Nevertheless, we trust their judgment and decision.
The Bellevue SWAT team was in Seattle the morning of March 22, prepared to serve a warrant on Russell Smith, who was suspected of at least three robberies in Bellevue and two in Seattle dating back to November 2012.
Testimony said Smith backed out of his driveway in his Mercedes Benz, struck a pickup, and then accelerated forward at several SWAT members. Officers said they feared for their safety and fired at Russell in his car.
The jurors in Seattle agreed that the details of the event as reported by both Bellevue and Seattle police officers were accurate.
What people too often fail to remember is what police face every day as part of their job. For example, when reporters do ride-alongs with police officers for a story, they often come back with details that make us wonder how the police can do what they do every day.
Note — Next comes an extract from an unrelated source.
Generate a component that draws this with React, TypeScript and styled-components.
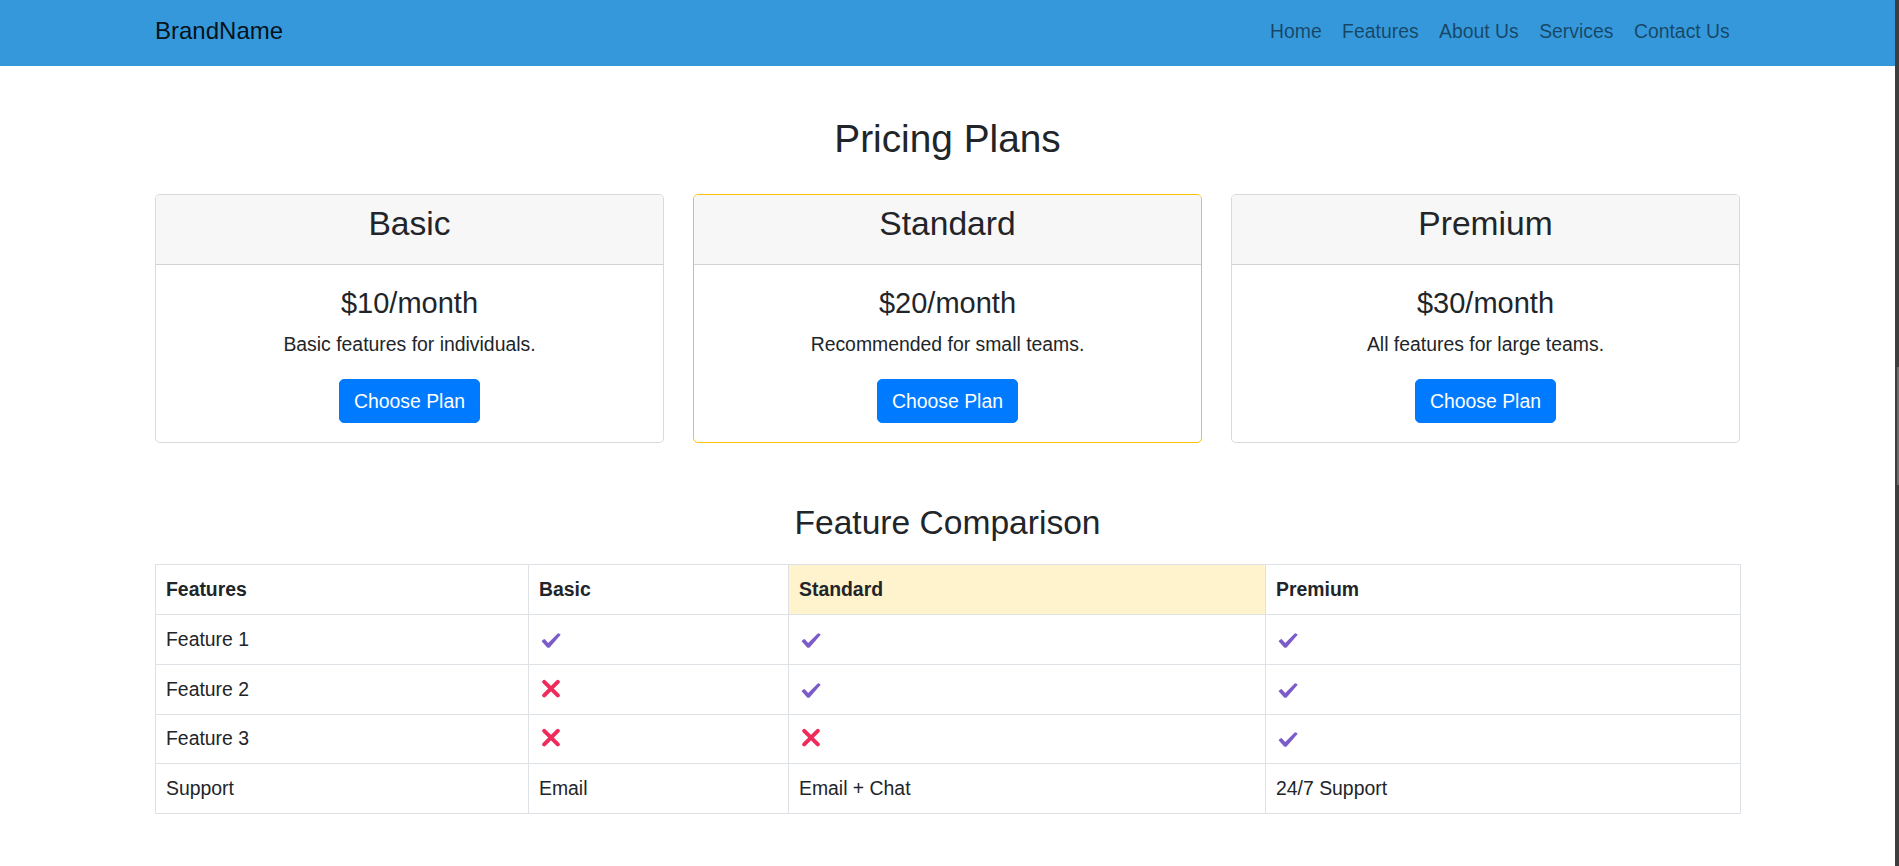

One reporter learned that officers in one city are told that every time they stop a car and get out to talk to the driver, they first make sure to touch a spot on the rear of the car. In case they are shot and killed, there will be evidence of their presence on the car.
Another officer told a reporter that he always makes sure to kiss his wife and hug his kids as he goes out the door to work. Because of his job, he knows it could be the last time he sees them.
Thankfully, most peoples’ jobs don’t come close to that.
We are sad that someone died in that confrontation in Seattle. But we trust the jurors who looked at the facts and then reached, what we think, was the correct decision.